**DATASET EXTRACT:**
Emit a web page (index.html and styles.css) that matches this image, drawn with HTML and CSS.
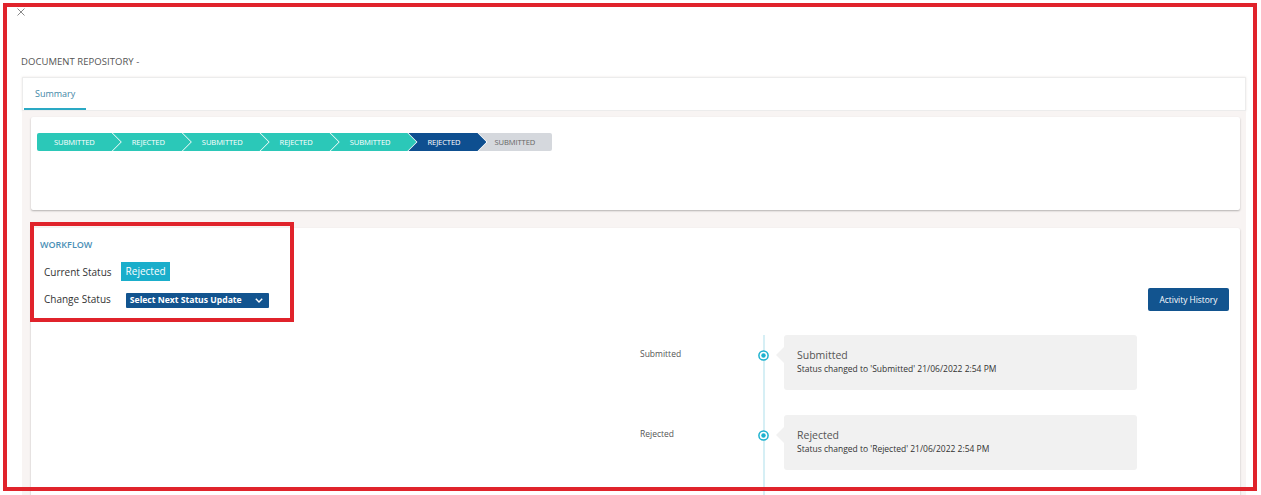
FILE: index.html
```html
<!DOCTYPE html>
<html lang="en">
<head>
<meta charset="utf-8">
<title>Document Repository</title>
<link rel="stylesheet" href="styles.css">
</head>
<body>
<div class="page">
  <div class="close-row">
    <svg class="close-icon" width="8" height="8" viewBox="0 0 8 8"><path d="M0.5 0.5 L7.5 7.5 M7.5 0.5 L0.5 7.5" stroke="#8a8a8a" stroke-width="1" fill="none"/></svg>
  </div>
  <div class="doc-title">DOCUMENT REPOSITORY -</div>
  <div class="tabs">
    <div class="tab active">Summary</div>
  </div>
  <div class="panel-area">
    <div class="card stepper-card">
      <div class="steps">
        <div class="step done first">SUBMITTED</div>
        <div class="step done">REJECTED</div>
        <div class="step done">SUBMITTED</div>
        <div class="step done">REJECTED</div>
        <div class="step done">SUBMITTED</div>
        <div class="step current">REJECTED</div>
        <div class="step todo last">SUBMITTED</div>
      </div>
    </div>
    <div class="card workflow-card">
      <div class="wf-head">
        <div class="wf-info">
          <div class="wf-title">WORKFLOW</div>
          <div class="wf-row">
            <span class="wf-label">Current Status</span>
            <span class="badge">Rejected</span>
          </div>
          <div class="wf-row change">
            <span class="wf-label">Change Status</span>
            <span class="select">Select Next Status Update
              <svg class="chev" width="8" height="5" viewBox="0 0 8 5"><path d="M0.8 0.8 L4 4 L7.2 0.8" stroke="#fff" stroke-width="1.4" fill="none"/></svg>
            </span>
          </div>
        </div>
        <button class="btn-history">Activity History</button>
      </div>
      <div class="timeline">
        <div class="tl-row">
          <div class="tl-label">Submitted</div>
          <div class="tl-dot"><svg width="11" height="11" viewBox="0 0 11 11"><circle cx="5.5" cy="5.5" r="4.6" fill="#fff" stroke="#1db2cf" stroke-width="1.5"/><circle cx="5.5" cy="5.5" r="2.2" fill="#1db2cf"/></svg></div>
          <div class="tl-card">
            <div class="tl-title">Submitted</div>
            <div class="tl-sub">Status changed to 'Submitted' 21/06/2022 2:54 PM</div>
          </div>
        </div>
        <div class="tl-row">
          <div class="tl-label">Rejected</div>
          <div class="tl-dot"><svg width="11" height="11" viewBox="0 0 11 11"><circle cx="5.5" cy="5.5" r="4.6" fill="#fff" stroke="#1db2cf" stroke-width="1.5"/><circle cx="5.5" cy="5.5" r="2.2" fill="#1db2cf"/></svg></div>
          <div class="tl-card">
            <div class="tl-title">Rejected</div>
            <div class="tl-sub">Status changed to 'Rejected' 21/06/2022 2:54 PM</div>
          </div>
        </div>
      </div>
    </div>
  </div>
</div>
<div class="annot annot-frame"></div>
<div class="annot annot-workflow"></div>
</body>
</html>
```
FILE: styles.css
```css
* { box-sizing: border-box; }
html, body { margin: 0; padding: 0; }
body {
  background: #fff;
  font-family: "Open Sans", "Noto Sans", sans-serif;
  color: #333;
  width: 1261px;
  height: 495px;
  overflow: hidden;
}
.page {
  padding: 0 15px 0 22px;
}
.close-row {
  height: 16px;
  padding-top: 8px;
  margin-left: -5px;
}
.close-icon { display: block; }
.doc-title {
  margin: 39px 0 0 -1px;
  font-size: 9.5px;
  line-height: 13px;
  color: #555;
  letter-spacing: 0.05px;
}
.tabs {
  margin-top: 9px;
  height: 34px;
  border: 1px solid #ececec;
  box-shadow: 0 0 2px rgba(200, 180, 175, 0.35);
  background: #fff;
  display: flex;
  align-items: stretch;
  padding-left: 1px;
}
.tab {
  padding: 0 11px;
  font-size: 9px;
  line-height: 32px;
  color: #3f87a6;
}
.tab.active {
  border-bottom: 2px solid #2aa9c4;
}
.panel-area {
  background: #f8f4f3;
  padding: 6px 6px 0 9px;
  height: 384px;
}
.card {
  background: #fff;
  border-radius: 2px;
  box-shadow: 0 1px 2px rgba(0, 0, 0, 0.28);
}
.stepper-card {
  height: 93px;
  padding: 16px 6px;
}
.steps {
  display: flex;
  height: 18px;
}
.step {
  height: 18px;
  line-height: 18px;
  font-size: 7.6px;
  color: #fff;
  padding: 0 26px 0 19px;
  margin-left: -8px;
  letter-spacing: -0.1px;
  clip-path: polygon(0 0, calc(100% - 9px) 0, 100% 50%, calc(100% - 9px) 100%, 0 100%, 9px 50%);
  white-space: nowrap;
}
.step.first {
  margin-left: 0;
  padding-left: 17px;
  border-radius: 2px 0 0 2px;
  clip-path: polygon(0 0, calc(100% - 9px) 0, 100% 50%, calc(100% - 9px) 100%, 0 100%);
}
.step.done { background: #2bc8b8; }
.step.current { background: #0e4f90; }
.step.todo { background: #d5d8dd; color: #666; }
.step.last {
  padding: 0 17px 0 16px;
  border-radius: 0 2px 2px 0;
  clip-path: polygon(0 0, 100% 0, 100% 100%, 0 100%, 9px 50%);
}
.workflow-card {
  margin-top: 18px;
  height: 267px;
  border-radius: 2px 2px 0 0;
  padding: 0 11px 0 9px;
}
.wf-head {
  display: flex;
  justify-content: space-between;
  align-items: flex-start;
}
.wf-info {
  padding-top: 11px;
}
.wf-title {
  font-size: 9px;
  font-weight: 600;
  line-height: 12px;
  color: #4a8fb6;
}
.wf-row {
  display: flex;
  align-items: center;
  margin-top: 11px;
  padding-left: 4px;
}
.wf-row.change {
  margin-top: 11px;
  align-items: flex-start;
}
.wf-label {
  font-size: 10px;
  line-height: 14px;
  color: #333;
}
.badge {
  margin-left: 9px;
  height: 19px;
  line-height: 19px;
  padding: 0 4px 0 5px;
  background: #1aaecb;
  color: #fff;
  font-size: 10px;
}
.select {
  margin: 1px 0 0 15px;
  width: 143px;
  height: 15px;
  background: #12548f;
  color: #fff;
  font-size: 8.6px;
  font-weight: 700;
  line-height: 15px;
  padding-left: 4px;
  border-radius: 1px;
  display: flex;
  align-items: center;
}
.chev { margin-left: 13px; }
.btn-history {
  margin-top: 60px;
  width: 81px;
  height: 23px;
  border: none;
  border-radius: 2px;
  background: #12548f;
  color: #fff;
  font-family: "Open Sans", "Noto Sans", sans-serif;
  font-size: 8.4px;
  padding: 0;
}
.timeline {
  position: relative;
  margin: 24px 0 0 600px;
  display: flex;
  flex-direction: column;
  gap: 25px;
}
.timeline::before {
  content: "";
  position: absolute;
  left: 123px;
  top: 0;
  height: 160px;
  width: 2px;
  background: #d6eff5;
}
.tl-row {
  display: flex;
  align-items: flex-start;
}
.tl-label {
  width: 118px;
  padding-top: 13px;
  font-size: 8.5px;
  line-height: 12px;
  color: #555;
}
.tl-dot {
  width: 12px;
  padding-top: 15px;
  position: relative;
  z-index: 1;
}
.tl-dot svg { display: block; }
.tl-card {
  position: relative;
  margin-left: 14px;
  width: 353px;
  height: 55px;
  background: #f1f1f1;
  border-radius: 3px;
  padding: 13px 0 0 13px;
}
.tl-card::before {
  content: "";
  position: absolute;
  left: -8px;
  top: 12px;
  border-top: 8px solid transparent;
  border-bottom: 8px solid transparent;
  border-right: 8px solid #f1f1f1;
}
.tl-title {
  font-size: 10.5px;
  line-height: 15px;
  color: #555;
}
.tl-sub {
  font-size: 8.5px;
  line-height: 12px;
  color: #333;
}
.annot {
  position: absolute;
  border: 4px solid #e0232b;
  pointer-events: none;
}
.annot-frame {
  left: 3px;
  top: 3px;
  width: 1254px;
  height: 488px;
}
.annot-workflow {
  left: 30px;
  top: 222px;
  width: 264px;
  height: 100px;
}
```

**GIVEN TASK:**
Show every line above in which the word "index" occurs.

**EXPECTED ANSWER:**
Emit a web page (index.html and styles.css) that matches this image, drawn with HTML and CSS.
FILE: index.html
  z-index: 1;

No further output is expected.